YOUR INSTRUCTIONS:
Extract the whole listing as it stands. Do not include the pictures.

Stored data
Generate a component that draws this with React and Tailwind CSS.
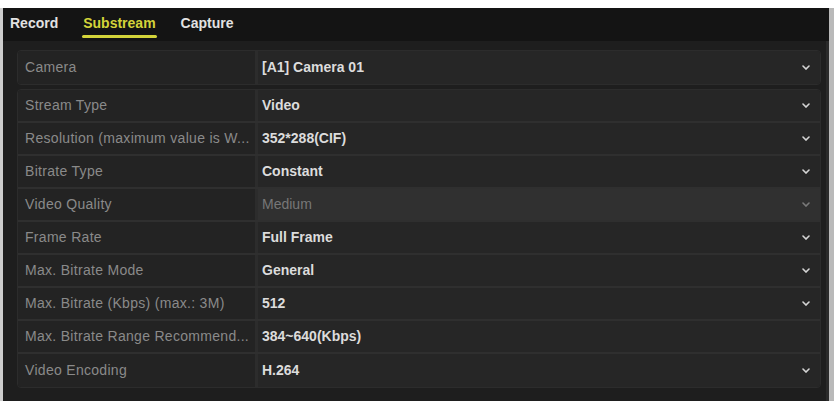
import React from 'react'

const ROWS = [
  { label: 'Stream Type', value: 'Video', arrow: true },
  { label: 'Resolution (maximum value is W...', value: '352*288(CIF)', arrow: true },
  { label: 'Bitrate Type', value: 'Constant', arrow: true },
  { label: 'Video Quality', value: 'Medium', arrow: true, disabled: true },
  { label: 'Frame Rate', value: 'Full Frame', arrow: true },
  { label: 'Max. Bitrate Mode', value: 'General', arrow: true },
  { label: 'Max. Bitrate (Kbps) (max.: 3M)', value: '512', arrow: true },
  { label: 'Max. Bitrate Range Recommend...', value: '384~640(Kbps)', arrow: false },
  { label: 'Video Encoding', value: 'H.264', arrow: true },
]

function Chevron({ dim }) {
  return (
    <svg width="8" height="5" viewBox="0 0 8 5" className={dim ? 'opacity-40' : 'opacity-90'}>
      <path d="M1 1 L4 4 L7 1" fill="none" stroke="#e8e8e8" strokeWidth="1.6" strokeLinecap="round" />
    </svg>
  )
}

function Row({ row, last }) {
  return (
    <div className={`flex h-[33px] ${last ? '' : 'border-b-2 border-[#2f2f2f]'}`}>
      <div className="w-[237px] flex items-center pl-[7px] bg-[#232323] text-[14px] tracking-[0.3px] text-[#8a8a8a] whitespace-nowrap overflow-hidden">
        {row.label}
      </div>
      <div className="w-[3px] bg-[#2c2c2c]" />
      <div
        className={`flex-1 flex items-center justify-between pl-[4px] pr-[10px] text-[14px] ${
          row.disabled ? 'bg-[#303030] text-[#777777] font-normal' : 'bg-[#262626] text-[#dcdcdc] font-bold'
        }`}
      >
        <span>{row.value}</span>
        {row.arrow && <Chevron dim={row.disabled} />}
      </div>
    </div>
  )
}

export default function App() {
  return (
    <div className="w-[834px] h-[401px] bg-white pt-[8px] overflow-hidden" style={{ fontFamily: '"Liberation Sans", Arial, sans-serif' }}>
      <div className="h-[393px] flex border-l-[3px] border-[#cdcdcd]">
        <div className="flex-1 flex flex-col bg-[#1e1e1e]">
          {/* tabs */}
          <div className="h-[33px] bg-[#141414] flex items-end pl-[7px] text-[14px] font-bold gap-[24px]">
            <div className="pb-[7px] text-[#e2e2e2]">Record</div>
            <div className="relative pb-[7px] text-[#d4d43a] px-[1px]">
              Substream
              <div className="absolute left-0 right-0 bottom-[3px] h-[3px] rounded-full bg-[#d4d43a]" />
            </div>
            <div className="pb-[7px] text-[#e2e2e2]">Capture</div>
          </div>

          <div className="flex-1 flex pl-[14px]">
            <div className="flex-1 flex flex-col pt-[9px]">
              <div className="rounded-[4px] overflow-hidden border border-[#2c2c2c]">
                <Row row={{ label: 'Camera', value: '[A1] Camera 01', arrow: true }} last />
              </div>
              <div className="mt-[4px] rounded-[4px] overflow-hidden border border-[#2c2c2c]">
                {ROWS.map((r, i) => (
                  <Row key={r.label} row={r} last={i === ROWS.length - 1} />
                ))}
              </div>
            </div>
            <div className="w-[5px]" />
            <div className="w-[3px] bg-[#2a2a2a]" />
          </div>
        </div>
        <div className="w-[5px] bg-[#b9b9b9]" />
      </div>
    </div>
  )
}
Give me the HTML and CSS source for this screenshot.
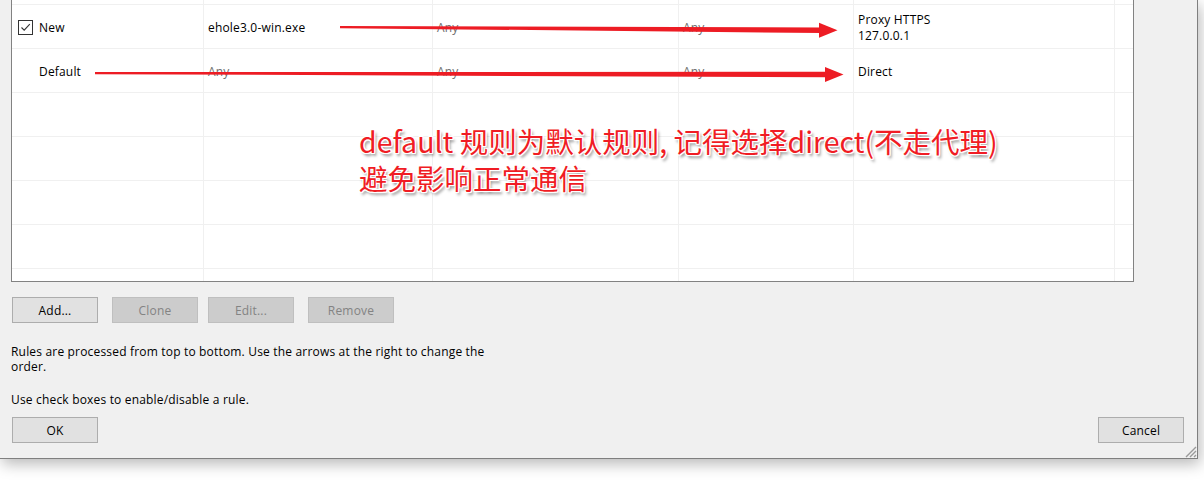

TASK SOLUTION:
Generate a component that draws this with React and Tailwind CSS.
import React from 'react'

const ROWS = [
  { label: 'Stream Type', value: 'Video', arrow: true },
  { label: 'Resolution (maximum value is W...', value: '352*288(CIF)', arrow: true },
  { label: 'Bitrate Type', value: 'Constant', arrow: true },
  { label: 'Video Quality', value: 'Medium', arrow: true, disabled: true },
  { label: 'Frame Rate', value: 'Full Frame', arrow: true },
  { label: 'Max. Bitrate Mode', value: 'General', arrow: true },
  { label: 'Max. Bitrate (Kbps) (max.: 3M)', value: '512', arrow: true },
  { label: 'Max. Bitrate Range Recommend...', value: '384~640(Kbps)', arrow: false },
  { label: 'Video Encoding', value: 'H.264', arrow: true },
]

function Chevron({ dim }) {
  return (
    <svg width="8" height="5" viewBox="0 0 8 5" className={dim ? 'opacity-40' : 'opacity-90'}>
      <path d="M1 1 L4 4 L7 1" fill="none" stroke="#e8e8e8" strokeWidth="1.6" strokeLinecap="round" />
    </svg>
  )
}

function Row({ row, last }) {
  return (
    <div className={`flex h-[33px] ${last ? '' : 'border-b-2 border-[#2f2f2f]'}`}>
      <div className="w-[237px] flex items-center pl-[7px] bg-[#232323] text-[14px] tracking-[0.3px] text-[#8a8a8a] whitespace-nowrap overflow-hidden">
        {row.label}
      </div>
      <div className="w-[3px] bg-[#2c2c2c]" />
      <div
        className={`flex-1 flex items-center justify-between pl-[4px] pr-[10px] text-[14px] ${
          row.disabled ? 'bg-[#303030] text-[#777777] font-normal' : 'bg-[#262626] text-[#dcdcdc] font-bold'
        }`}
      >
        <span>{row.value}</span>
        {row.arrow && <Chevron dim={row.disabled} />}
      </div>
    </div>
  )
}

export default function App() {
  return (
    <div className="w-[834px] h-[401px] bg-white pt-[8px] overflow-hidden" style={{ fontFamily: '"Liberation Sans", Arial, sans-serif' }}>
      <div className="h-[393px] flex border-l-[3px] border-[#cdcdcd]">
        <div className="flex-1 flex flex-col bg-[#1e1e1e]">
          {/* tabs */}
          <div className="h-[33px] bg-[#141414] flex items-end pl-[7px] text-[14px] font-bold gap-[24px]">
            <div className="pb-[7px] text-[#e2e2e2]">Record</div>
            <div className="relative pb-[7px] text-[#d4d43a] px-[1px]">
              Substream
              <div className="absolute left-0 right-0 bottom-[3px] h-[3px] rounded-full bg-[#d4d43a]" />
            </div>
            <div className="pb-[7px] text-[#e2e2e2]">Capture</div>
          </div>

          <div className="flex-1 flex pl-[14px]">
            <div className="flex-1 flex flex-col pt-[9px]">
              <div className="rounded-[4px] overflow-hidden border border-[#2c2c2c]">
                <Row row={{ label: 'Camera', value: '[A1] Camera 01', arrow: true }} last />
              </div>
              <div className="mt-[4px] rounded-[4px] overflow-hidden border border-[#2c2c2c]">
                {ROWS.map((r, i) => (
                  <Row key={r.label} row={r} last={i === ROWS.length - 1} />
                ))}
              </div>
            </div>
            <div className="w-[5px]" />
            <div className="w-[3px] bg-[#2a2a2a]" />
          </div>
        </div>
        <div className="w-[5px] bg-[#b9b9b9]" />
      </div>
    </div>
  )
}
Give me the HTML and CSS source for this screenshot.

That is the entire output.